Guidant Financial and the Small Business Trends Alliance’s (SBTA) Small Business Trends: 2021 report is a survey among more than 2,400 current and aspiring small business owners across the United States. Among them, 31 percent have been operational for ten years or more, 19 percent have been operational for two to three years, and 19 percent have been operational for a year or less. The majority or 44 percent of respondents had one to five employees, while 20 percent were sole entrepreneurs with no employees, and 17 percent had six to ten employees. One percent had more than 100 employees.
When COVID-19 struck, 23 percent lost revenue, 11 percent reduced their budget, 11 percent closed temporarily, ten percent cut their own wages, seven percent did a temporary business pivot, six percent furloughed employees, and five percent laid off employees. Those who pivoted their business turned to remote workers, digital marketing, hands-free point-of-sale (POS) systems, curbside pick-up, delivery, or added new product lines such as anti-microbial products.
Despite the drawbacks, 78 percent of the respondents expressed confidence that their business will survive the pandemic. Regarding the future of small businesses after the pandemic, 49 percent expressed confidence about it, 34 percent were not confident, and 17 percent were neutral.
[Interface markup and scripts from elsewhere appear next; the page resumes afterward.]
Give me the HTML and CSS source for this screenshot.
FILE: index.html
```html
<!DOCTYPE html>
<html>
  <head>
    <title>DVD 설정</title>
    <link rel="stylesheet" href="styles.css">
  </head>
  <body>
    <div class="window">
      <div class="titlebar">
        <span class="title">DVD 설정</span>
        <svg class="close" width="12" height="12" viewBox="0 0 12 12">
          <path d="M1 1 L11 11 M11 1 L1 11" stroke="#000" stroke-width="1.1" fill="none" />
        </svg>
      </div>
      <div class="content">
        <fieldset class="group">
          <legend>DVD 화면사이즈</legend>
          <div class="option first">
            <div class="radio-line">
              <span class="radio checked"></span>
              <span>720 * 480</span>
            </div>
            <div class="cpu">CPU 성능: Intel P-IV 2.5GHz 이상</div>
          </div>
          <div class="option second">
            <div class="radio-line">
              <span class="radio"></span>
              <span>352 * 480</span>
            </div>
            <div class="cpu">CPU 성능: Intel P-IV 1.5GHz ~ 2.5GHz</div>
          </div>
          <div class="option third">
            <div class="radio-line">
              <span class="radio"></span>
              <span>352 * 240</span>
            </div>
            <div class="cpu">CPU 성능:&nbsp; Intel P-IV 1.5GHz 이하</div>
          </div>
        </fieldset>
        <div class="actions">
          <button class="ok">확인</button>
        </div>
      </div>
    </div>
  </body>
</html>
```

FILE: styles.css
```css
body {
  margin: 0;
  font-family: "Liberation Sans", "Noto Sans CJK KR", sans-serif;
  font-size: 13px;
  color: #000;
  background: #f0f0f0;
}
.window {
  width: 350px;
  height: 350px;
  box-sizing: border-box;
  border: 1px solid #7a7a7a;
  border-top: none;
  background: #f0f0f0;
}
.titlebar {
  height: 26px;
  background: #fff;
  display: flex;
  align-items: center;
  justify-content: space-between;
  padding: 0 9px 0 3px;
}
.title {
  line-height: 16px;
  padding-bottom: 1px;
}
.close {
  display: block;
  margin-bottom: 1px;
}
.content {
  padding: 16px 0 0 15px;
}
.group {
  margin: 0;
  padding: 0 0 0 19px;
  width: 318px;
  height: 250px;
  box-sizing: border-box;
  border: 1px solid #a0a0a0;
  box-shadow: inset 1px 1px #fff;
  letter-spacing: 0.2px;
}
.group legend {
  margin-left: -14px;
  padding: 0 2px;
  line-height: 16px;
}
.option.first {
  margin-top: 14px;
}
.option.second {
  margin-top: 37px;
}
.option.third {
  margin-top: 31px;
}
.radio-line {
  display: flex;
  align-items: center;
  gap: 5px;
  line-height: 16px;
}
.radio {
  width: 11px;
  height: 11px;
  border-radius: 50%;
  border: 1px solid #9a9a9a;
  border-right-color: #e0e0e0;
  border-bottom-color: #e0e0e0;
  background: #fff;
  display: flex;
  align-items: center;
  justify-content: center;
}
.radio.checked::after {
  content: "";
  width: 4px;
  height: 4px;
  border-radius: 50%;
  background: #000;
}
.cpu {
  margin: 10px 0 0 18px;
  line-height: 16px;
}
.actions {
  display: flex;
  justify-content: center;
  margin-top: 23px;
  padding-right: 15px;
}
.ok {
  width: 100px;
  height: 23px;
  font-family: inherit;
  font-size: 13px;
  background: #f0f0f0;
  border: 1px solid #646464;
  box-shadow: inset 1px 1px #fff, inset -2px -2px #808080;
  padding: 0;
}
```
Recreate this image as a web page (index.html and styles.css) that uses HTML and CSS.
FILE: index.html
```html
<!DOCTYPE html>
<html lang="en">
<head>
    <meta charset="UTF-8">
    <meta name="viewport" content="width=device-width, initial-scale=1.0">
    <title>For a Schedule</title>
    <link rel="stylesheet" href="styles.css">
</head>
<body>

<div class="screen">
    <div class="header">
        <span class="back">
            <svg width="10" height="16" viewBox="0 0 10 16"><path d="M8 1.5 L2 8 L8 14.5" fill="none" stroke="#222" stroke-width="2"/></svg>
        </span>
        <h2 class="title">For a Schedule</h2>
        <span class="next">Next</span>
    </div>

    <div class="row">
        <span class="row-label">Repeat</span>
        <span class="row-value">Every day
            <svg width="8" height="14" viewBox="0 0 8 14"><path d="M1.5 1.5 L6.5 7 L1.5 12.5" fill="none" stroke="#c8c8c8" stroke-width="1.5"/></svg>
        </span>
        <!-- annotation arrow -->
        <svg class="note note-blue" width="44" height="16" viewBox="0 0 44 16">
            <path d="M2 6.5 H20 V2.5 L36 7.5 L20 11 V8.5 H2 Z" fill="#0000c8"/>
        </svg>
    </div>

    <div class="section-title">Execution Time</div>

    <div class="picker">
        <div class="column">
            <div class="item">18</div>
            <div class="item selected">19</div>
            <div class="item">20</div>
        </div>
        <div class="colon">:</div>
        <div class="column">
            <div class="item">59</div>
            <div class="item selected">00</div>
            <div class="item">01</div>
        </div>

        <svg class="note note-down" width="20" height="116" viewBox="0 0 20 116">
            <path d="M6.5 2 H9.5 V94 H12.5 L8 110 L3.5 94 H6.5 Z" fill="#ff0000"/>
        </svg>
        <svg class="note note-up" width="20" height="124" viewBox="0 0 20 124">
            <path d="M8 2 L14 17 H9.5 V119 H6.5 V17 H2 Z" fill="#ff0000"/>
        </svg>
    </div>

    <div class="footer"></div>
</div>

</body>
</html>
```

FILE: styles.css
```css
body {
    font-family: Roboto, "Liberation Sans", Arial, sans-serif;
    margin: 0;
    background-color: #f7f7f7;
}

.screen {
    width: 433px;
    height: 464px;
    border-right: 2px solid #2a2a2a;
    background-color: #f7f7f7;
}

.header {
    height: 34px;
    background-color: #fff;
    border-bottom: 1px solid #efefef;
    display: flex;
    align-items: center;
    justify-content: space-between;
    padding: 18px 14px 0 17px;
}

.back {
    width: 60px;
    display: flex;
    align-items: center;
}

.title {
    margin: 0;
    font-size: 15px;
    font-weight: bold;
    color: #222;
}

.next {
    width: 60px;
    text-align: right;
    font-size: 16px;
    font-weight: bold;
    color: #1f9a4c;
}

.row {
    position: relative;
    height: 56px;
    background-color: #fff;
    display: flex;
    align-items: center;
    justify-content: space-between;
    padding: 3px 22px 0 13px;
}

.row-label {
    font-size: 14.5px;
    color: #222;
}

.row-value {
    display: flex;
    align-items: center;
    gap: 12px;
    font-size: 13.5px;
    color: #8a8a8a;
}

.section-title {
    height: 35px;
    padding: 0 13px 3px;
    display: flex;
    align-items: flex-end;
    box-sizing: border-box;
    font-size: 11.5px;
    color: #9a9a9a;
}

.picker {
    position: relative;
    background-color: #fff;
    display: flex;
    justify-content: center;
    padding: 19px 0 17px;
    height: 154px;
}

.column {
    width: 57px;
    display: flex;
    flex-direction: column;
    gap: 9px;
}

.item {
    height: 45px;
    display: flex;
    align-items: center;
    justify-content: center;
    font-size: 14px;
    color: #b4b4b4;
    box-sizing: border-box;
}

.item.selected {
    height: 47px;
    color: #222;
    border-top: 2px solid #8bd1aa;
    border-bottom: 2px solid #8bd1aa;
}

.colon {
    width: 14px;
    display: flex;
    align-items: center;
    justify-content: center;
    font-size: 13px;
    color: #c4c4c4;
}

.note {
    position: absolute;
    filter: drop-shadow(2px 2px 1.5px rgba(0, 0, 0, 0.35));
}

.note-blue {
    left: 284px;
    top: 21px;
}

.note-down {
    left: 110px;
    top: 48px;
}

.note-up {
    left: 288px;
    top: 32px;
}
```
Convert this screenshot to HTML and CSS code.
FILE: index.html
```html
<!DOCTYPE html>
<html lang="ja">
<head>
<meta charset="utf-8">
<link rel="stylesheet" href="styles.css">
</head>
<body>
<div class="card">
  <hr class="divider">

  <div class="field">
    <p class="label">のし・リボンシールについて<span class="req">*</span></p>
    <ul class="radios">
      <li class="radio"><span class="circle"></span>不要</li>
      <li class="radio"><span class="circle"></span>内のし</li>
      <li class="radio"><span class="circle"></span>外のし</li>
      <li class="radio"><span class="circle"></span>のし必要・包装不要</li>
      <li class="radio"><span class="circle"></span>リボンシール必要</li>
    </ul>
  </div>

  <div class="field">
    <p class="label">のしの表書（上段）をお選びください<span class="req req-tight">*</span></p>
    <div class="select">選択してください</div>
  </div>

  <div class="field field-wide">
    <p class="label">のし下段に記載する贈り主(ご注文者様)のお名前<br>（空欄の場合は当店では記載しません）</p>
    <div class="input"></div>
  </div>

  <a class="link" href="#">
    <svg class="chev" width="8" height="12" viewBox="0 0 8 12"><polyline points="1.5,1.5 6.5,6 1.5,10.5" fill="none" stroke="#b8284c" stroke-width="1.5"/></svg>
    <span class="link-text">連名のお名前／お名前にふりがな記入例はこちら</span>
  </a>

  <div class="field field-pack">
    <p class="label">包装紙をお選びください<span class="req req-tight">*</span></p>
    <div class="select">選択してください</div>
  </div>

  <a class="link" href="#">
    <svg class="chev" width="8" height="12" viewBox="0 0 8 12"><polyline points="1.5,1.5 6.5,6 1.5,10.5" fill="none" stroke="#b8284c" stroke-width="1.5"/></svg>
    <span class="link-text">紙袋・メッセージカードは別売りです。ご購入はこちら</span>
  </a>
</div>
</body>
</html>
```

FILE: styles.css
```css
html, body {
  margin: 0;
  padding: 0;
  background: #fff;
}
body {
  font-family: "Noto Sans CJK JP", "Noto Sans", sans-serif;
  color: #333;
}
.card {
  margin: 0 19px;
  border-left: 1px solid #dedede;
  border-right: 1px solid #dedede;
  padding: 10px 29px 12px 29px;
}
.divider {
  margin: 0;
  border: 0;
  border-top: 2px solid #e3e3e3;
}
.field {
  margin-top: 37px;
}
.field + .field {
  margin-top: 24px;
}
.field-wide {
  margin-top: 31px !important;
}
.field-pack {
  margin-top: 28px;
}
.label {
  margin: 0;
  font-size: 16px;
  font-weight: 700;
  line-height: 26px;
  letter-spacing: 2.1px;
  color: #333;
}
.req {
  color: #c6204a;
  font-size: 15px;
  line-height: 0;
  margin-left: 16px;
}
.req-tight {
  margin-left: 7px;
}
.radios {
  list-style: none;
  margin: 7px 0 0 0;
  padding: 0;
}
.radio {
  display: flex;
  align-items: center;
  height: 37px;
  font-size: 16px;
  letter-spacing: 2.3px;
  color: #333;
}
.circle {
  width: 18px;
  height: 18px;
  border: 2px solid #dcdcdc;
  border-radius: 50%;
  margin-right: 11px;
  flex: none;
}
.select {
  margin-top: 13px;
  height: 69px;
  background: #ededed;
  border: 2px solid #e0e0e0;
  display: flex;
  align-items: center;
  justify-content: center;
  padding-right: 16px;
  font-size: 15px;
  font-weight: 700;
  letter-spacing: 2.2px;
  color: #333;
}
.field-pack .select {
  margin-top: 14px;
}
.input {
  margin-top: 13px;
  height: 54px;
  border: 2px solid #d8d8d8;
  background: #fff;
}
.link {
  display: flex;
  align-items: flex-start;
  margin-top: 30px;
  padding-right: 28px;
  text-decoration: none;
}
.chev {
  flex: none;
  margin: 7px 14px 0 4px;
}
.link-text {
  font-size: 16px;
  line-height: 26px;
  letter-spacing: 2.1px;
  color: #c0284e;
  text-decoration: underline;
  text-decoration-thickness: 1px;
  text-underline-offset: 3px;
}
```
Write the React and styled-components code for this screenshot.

The Dun & Bradstreet U.S. Economic Health Tracker June 2021 Report’s Overall Business Health Index (OBHI) determines the level of business financial stress. Level zero means all businesses have high levels of risk, while 100 percent means all businesses have low levels of risk.
In April, the OBHI increased by 0.6 percent over March. This continues the trend of monthly increases since July 2020. The annual change in April was also positive for the first time from September of 2018. All these represent good news, even if the current OBHI level is still 65 points below the pre-pandemic level.
Taken together, the results of the Small Business Trends: 2021 survey and the OBHI trend provide a positive outlook for would-be entrepreneurs who plan to start a business in 2021.
Starting a Business
Among the respondents to the Small Business Trends: 2021 survey, 29 percent stated they started a venture because they were prepared to be the boss, 17 percent were dissatisfied with corporate life, and 16 percent wanted to focus on their passion. The opportunity presented itself to 12 percent, inspiration for a new business came to nine percent, and seven percent did not want to retire. Meanwhile, seven percent were laid off.
The majority, or 58 percent, started their business from scratch, while 19 percent invested in a franchise. The other 18 percent bought a business, and six percent purchased an existing business location.
Men comprised 68 percent of business owners, and women comprised 32 percent. The biggest group of owners, or 46 percent, are from Gen X, 41 percent are Baby Boomers, 13 percent are Millennials, and one percent are from Gen Z.
How to Fund the Business
When they started the business, 39 percent of respondents used cash presumably from their savings, and 20 percent used Rollovers for Business Startups (ROBS) or 401(k) Business Financing. The latter means tapping into their retirement account without early withdrawal or tax penalties and no interest. Loans from family and friends funded ten percent of respondents, a loan from the U.S. Small Business Administration (SBA) funded nine percent, lines of credit funded nine percent, unsecured loans funded five percent, equipment lease funded three percent, and home equity lines of credit (HELOC) funded three percent.
Homeowners who have enough equity in their homes can avail of HELOC, a home equity loan, or cash-out refinance. HELOC allows the homeowner to draw various amounts as needed over ten to 15 years, with interest charged only on the amount drawn. Interest rates are variable but lower than credit card rates. Home equity loans have a fixed interest rate and are disbursed as a lump sum but have higher up-front costs than HELOC. A cash-out refinance is a larger loan that replaces the homeowner’s current mortgage. This is beneficial if the current interest rate is lower than that of the current mortgage. The balance of the new loan amount and the old mortgage is disbursed as a lump sum.
Whatever type of loan homeowners choose, lenders will screen them based on income, good credit history, a credit score of at least 620, and a debt-to-income ratio of 43 percent or lower. Lenders also require homeowners to have home insurance. Hence, they need to shop around for the best home insurance offer if they do not have one.
Would-be entrepreneurs must also look into the various government and private grants for small businesses. The U.S. Chamber of Commerce provides information and links to many of these grants, programs, and other forms of assistance.
Ride the Momentum
It is a good time to start a company this year. Fully vaccinated people are increasing daily, and they are free to return to normal life, including supporting businesses as usual. There is also a wide variety of aid intended to rev up new businesses. Circumstances are ripe for an economic upturn, and new businesses can ride on that momentum.